Task to complete = Retype the data that follows line by line, exactly, and leave its pictures out.

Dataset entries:
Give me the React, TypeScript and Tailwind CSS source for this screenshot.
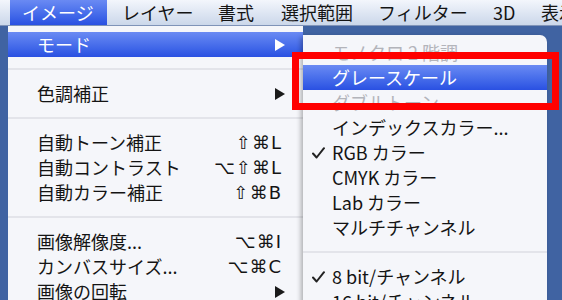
import React from "react";

type Row =
  | { kind: "sep" }
  | { kind: "item"; label: string; sc?: string; arrow?: boolean; hl?: boolean; dis?: boolean; check?: boolean };

const mainRows: Row[] = [
  { kind: "item", label: "モード", arrow: true, hl: true },
  { kind: "sep" },
  { kind: "item", label: "色調補正", arrow: true },
  { kind: "sep" },
  { kind: "item", label: "自動トーン補正", sc: "⇧⌘L" },
  { kind: "item", label: "自動コントラスト", sc: "⌥⇧⌘L" },
  { kind: "item", label: "自動カラー補正", sc: "⇧⌘B" },
  { kind: "sep" },
  { kind: "item", label: "画像解像度...", sc: "⌥⌘I" },
  { kind: "item", label: "カンバスサイズ...", sc: "⌥⌘C" },
  { kind: "item", label: "画像の回転", arrow: true },
];

const subRows: Row[] = [
  { kind: "item", label: "モノクロ 2 階調", dis: true },
  { kind: "item", label: "グレースケール", hl: true },
  { kind: "item", label: "ダブルトーン", dis: true },
  { kind: "item", label: "インデックスカラー..." },
  { kind: "item", label: "RGB カラー", check: true },
  { kind: "item", label: "CMYK カラー" },
  { kind: "item", label: "Lab カラー" },
  { kind: "item", label: "マルチチャンネル" },
  { kind: "sep" },
  { kind: "item", label: "8 bit/チャンネル", check: true },
  { kind: "item", label: "16 bit/チャンネル" },
];

function Arrow({ white }: { white?: boolean }) {
  return (
    <svg width="10" height="12" viewBox="0 0 10 12" className="shrink-0">
      <polygon points="0,0 10,6 0,12" fill={white ? "#ffffff" : "#1a1a1a"} />
    </svg>
  );
}

function Check() {
  return (
    <svg width="13" height="12" viewBox="0 0 13 12" className="shrink-0">
      <path d="M1 6.5 L4.6 10.5 L12 1.2" fill="none" stroke="#222" strokeWidth="2" strokeLinecap="round" strokeLinejoin="round" />
    </svg>
  );
}

function Sep() {
  return (
    <div className="h-[24px] flex items-center">
      <div className="h-[2px] w-full bg-[#e3e4ea]" />
    </div>
  );
}

const hlBg = "bg-gradient-to-b from-[#6a8af3] to-[#2a50e2]";

export default function App() {
  return (
    <div className="w-[562px] h-[300px] overflow-hidden relative bg-[#4063a2] font-['Noto_Sans_CJK_JP','DejaVu_Sans',sans-serif] text-[18px] text-[#141414]">
      {/* menu bar */}
      <div className="h-[26px] flex items-stretch overflow-hidden whitespace-nowrap bg-gradient-to-b from-[#f3f6fc] to-[#cbd7ea] border-b border-[#7f93b8]">
        <div className={`shrink-0 ml-[10px] w-[97px] pl-[12px] flex items-center text-white ${hlBg} leading-[25px]`}>イメージ</div>
        <div className="shrink-0 ml-[15px] w-[96px] flex items-center leading-[25px]">レイヤー</div>
        <div className="shrink-0 w-[63px] flex items-center leading-[25px]">書式</div>
        <div className="shrink-0 w-[97px] flex items-center leading-[25px]">選択範囲</div>
        <div className="shrink-0 w-[115px] flex items-center leading-[25px]">フィルター</div>
        <div className="shrink-0 w-[48px] flex items-center leading-[25px]">3D</div>
        <div className="shrink-0 flex items-center leading-[25px]">表示</div>
      </div>

      <div className="flex items-start">
        <div className="w-[8px] shrink-0" />
        {/* main menu */}
        <div className="shrink-0 w-[295px] h-[290px] bg-[#f5f6fa] pt-[6px]">
          {mainRows.map((r, i) =>
            r.kind === "sep" ? (
              <Sep key={i} />
            ) : (
              <div
                key={i}
                className={`h-[25px] flex items-center pl-[29px] pr-[18px] leading-[25px] ${r.hl ? `${hlBg} text-white` : ""}`}
              >
                <span className="flex-1 whitespace-nowrap">{r.label}</span>
                {r.sc && <span className="whitespace-nowrap pr-[3px] tracking-[1px] font-['DejaVu_Sans',sans-serif] text-[18px]">{r.sc}</span>}
                {r.arrow && <Arrow white={r.hl} />}
              </div>
            )
          )}
        </div>
        {/* submenu */}
        <div className="shrink-0 mt-[9px] w-[244px] h-[290px] bg-[#f5f6fa] rounded-tr-[7px] pt-[5px] shadow-[-2px_2px_5px_rgba(0,0,0,0.3)]">
          {subRows.map((r, i) =>
            r.kind === "sep" ? (
              <Sep key={i} />
            ) : (
              <div
                key={i}
                className={`h-[25px] flex items-center leading-[25px] ${r.hl ? `${hlBg} text-white` : ""} ${r.dis ? "text-[#b3b4ba]" : ""}`}
              >
                <span className="w-[29px] flex justify-center pl-[2px]">{r.check && <Check />}</span>
                <span className="whitespace-nowrap">{r.label}</span>
              </div>
            )
          )}
        </div>
      </div>

      {/* red annotation box */}
      <div className="absolute left-[292px] top-[52px] w-[267px] h-[58px] border-[7px] border-[#ff0000]" />
    </div>
  );
}
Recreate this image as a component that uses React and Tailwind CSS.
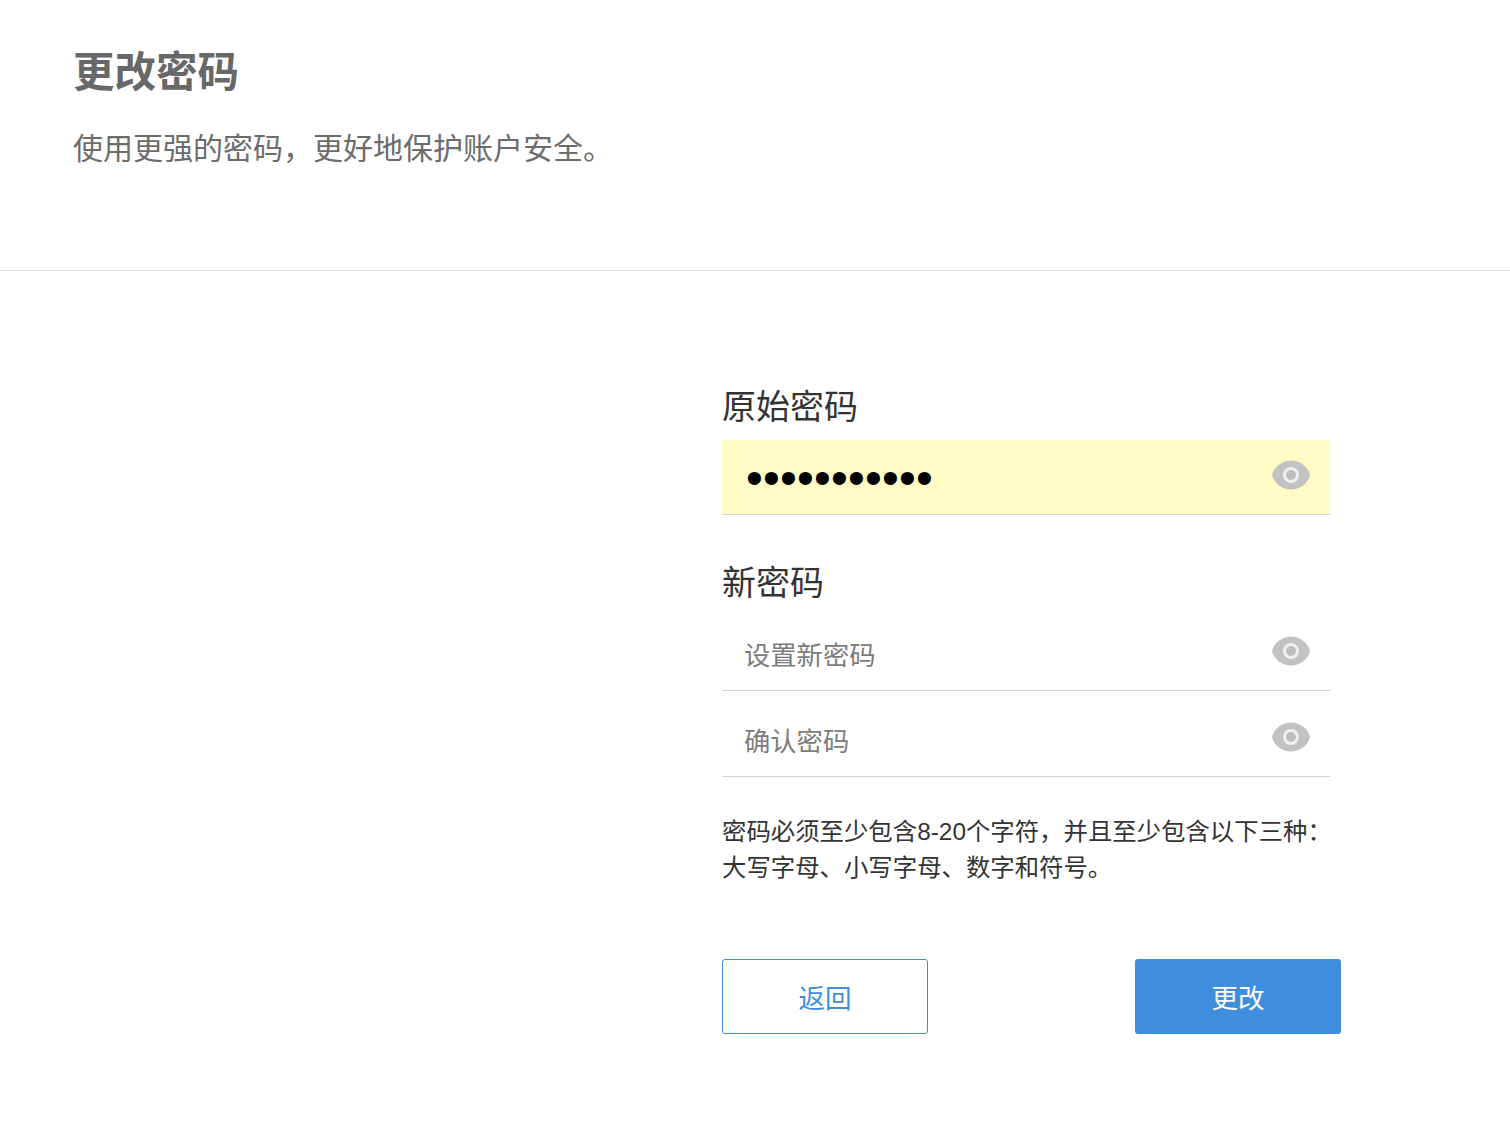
import React from "react";

const EyeIcon = () => (
  <svg width="40" height="32" viewBox="0 0 40 32" className="block blur-[0.6px]">
    <path d="M1 16C3 7 12 1.500 20 1.500S37 7 39 16C37 25 28 30.500 20 30.500S3 25 1 16Z" fill="#c2c2c2" />
    <circle cx="20" cy="16" r="6.500" fill="#bdbdbd" stroke="#f0f0f0" strokeWidth="3" />
  </svg>
);

const PasswordField = ({ placeholder, value, filled }) => (
  <div className={`flex h-[75px] items-center border-b border-[#d4d4d4] pl-[22px] pr-[19px] ${filled ? "bg-[#fefbc4]" : ""}`}>
    <input
      type="password"
      placeholder={placeholder}
      defaultValue={value}
      className={`min-w-0 flex-1 bg-transparent text-black outline-none placeholder:text-[#7c7c7c] ${filled ? "h-[40px] pl-[2px] pt-[1px] text-[48px] leading-[40px] tracking-[0.2px]" : "pt-[7px] text-[26.300px]"}`}
    />
    <div className="mb-[5px]">
      <EyeIcon />
    </div>
  </div>
);

export default function App() {
  return (
    <div className="min-h-[1134px] bg-white font-['Liberation_Sans','Noto_Sans_CJK_SC',sans-serif]">
      {/* Header */}
      <div className="h-[271px] border-b border-[#e0e0e0] pl-[73px] pt-[46px]">
        <h1 className="text-[41.500px] font-bold leading-[54px] text-[#686868]">更改密码</h1>
        <p className="mt-[27px] text-[30px] leading-[44px] text-[#6c6c6c]">使用更强的密码，更好地保护账户安全。</p>
      </div>

      {/* Form */}
      <div className="ml-[722px] w-[619px] pt-[112px]">
        <label className="block text-[34px] leading-[48px] text-[#333333]">原始密码</label>
        <div className="mt-[9px] w-[608px]">
          <PasswordField value="abcdefghijk" filled />
        </div>
        <label className="mt-[44px] block text-[34px] leading-[48px] text-[#333333]">新密码</label>
        <div className="w-[608px]">
          <div className="mt-[9px]">
            <PasswordField placeholder="设置新密码" />
          </div>
          <div className="mt-[11px]">
            <PasswordField placeholder="确认密码" />
          </div>
        </div>
        <p className="mt-[37px] text-[24.400px] leading-[35.500px] text-[#333333]">
          密码必须至少包含8-20个字符，并且至少包含以下三种：
          <br />
          大写字母、小写字母、数字和符号。
        </p>
        <div className="mt-[74px] flex justify-between">
          <button className="h-[75px] w-[206px] rounded-[3px] border border-[#3f8ddb] bg-white pt-[7px] text-[26.500px] text-[#3f8ddb]">返回</button>
          <button className="h-[75px] w-[206px] rounded-[3px] bg-[#3f8ddd] pt-[7px] text-[26.500px] text-white">更改</button>
        </div>
      </div>
    </div>
  );
}
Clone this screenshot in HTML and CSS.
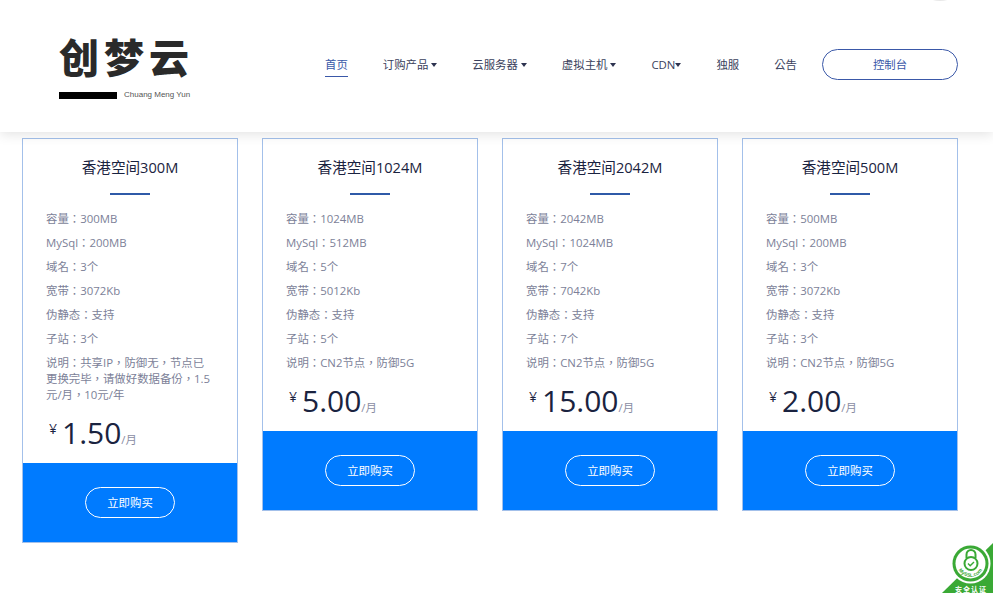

Task solution =
Give me the React, TypeScript and Tailwind CSS source for this screenshot.
import React from "react";

type Row =
  | { kind: "sep" }
  | { kind: "item"; label: string; sc?: string; arrow?: boolean; hl?: boolean; dis?: boolean; check?: boolean };

const mainRows: Row[] = [
  { kind: "item", label: "モード", arrow: true, hl: true },
  { kind: "sep" },
  { kind: "item", label: "色調補正", arrow: true },
  { kind: "sep" },
  { kind: "item", label: "自動トーン補正", sc: "⇧⌘L" },
  { kind: "item", label: "自動コントラスト", sc: "⌥⇧⌘L" },
  { kind: "item", label: "自動カラー補正", sc: "⇧⌘B" },
  { kind: "sep" },
  { kind: "item", label: "画像解像度...", sc: "⌥⌘I" },
  { kind: "item", label: "カンバスサイズ...", sc: "⌥⌘C" },
  { kind: "item", label: "画像の回転", arrow: true },
];

const subRows: Row[] = [
  { kind: "item", label: "モノクロ 2 階調", dis: true },
  { kind: "item", label: "グレースケール", hl: true },
  { kind: "item", label: "ダブルトーン", dis: true },
  { kind: "item", label: "インデックスカラー..." },
  { kind: "item", label: "RGB カラー", check: true },
  { kind: "item", label: "CMYK カラー" },
  { kind: "item", label: "Lab カラー" },
  { kind: "item", label: "マルチチャンネル" },
  { kind: "sep" },
  { kind: "item", label: "8 bit/チャンネル", check: true },
  { kind: "item", label: "16 bit/チャンネル" },
];

function Arrow({ white }: { white?: boolean }) {
  return (
    <svg width="10" height="12" viewBox="0 0 10 12" className="shrink-0">
      <polygon points="0,0 10,6 0,12" fill={white ? "#ffffff" : "#1a1a1a"} />
    </svg>
  );
}

function Check() {
  return (
    <svg width="13" height="12" viewBox="0 0 13 12" className="shrink-0">
      <path d="M1 6.5 L4.6 10.5 L12 1.2" fill="none" stroke="#222" strokeWidth="2" strokeLinecap="round" strokeLinejoin="round" />
    </svg>
  );
}

function Sep() {
  return (
    <div className="h-[24px] flex items-center">
      <div className="h-[2px] w-full bg-[#e3e4ea]" />
    </div>
  );
}

const hlBg = "bg-gradient-to-b from-[#6a8af3] to-[#2a50e2]";

export default function App() {
  return (
    <div className="w-[562px] h-[300px] overflow-hidden relative bg-[#4063a2] font-['Noto_Sans_CJK_JP','DejaVu_Sans',sans-serif] text-[18px] text-[#141414]">
      {/* menu bar */}
      <div className="h-[26px] flex items-stretch overflow-hidden whitespace-nowrap bg-gradient-to-b from-[#f3f6fc] to-[#cbd7ea] border-b border-[#7f93b8]">
        <div className={`shrink-0 ml-[10px] w-[97px] pl-[12px] flex items-center text-white ${hlBg} leading-[25px]`}>イメージ</div>
        <div className="shrink-0 ml-[15px] w-[96px] flex items-center leading-[25px]">レイヤー</div>
        <div className="shrink-0 w-[63px] flex items-center leading-[25px]">書式</div>
        <div className="shrink-0 w-[97px] flex items-center leading-[25px]">選択範囲</div>
        <div className="shrink-0 w-[115px] flex items-center leading-[25px]">フィルター</div>
        <div className="shrink-0 w-[48px] flex items-center leading-[25px]">3D</div>
        <div className="shrink-0 flex items-center leading-[25px]">表示</div>
      </div>

      <div className="flex items-start">
        <div className="w-[8px] shrink-0" />
        {/* main menu */}
        <div className="shrink-0 w-[295px] h-[290px] bg-[#f5f6fa] pt-[6px]">
          {mainRows.map((r, i) =>
            r.kind === "sep" ? (
              <Sep key={i} />
            ) : (
              <div
                key={i}
                className={`h-[25px] flex items-center pl-[29px] pr-[18px] leading-[25px] ${r.hl ? `${hlBg} text-white` : ""}`}
              >
                <span className="flex-1 whitespace-nowrap">{r.label}</span>
                {r.sc && <span className="whitespace-nowrap pr-[3px] tracking-[1px] font-['DejaVu_Sans',sans-serif] text-[18px]">{r.sc}</span>}
                {r.arrow && <Arrow white={r.hl} />}
              </div>
            )
          )}
        </div>
        {/* submenu */}
        <div className="shrink-0 mt-[9px] w-[244px] h-[290px] bg-[#f5f6fa] rounded-tr-[7px] pt-[5px] shadow-[-2px_2px_5px_rgba(0,0,0,0.3)]">
          {subRows.map((r, i) =>
            r.kind === "sep" ? (
              <Sep key={i} />
            ) : (
              <div
                key={i}
                className={`h-[25px] flex items-center leading-[25px] ${r.hl ? `${hlBg} text-white` : ""} ${r.dis ? "text-[#b3b4ba]" : ""}`}
              >
                <span className="w-[29px] flex justify-center pl-[2px]">{r.check && <Check />}</span>
                <span className="whitespace-nowrap">{r.label}</span>
              </div>
            )
          )}
        </div>
      </div>

      {/* red annotation box */}
      <div className="absolute left-[292px] top-[52px] w-[267px] h-[58px] border-[7px] border-[#ff0000]" />
    </div>
  );
}
Recreate this image as a component that uses React and Tailwind CSS.
import React from "react";

const EyeIcon = () => (
  <svg width="40" height="32" viewBox="0 0 40 32" className="block blur-[0.6px]">
    <path d="M1 16C3 7 12 1.500 20 1.500S37 7 39 16C37 25 28 30.500 20 30.500S3 25 1 16Z" fill="#c2c2c2" />
    <circle cx="20" cy="16" r="6.500" fill="#bdbdbd" stroke="#f0f0f0" strokeWidth="3" />
  </svg>
);

const PasswordField = ({ placeholder, value, filled }) => (
  <div className={`flex h-[75px] items-center border-b border-[#d4d4d4] pl-[22px] pr-[19px] ${filled ? "bg-[#fefbc4]" : ""}`}>
    <input
      type="password"
      placeholder={placeholder}
      defaultValue={value}
      className={`min-w-0 flex-1 bg-transparent text-black outline-none placeholder:text-[#7c7c7c] ${filled ? "h-[40px] pl-[2px] pt-[1px] text-[48px] leading-[40px] tracking-[0.2px]" : "pt-[7px] text-[26.300px]"}`}
    />
    <div className="mb-[5px]">
      <EyeIcon />
    </div>
  </div>
);

export default function App() {
  return (
    <div className="min-h-[1134px] bg-white font-['Liberation_Sans','Noto_Sans_CJK_SC',sans-serif]">
      {/* Header */}
      <div className="h-[271px] border-b border-[#e0e0e0] pl-[73px] pt-[46px]">
        <h1 className="text-[41.500px] font-bold leading-[54px] text-[#686868]">更改密码</h1>
        <p className="mt-[27px] text-[30px] leading-[44px] text-[#6c6c6c]">使用更强的密码，更好地保护账户安全。</p>
      </div>

      {/* Form */}
      <div className="ml-[722px] w-[619px] pt-[112px]">
        <label className="block text-[34px] leading-[48px] text-[#333333]">原始密码</label>
        <div className="mt-[9px] w-[608px]">
          <PasswordField value="abcdefghijk" filled />
        </div>
        <label className="mt-[44px] block text-[34px] leading-[48px] text-[#333333]">新密码</label>
        <div className="w-[608px]">
          <div className="mt-[9px]">
            <PasswordField placeholder="设置新密码" />
          </div>
          <div className="mt-[11px]">
            <PasswordField placeholder="确认密码" />
          </div>
        </div>
        <p className="mt-[37px] text-[24.400px] leading-[35.500px] text-[#333333]">
          密码必须至少包含8-20个字符，并且至少包含以下三种：
          <br />
          大写字母、小写字母、数字和符号。
        </p>
        <div className="mt-[74px] flex justify-between">
          <button className="h-[75px] w-[206px] rounded-[3px] border border-[#3f8ddb] bg-white pt-[7px] text-[26.500px] text-[#3f8ddb]">返回</button>
          <button className="h-[75px] w-[206px] rounded-[3px] bg-[#3f8ddd] pt-[7px] text-[26.500px] text-white">更改</button>
        </div>
      </div>
    </div>
  );
}
Clone this screenshot in HTML and CSS.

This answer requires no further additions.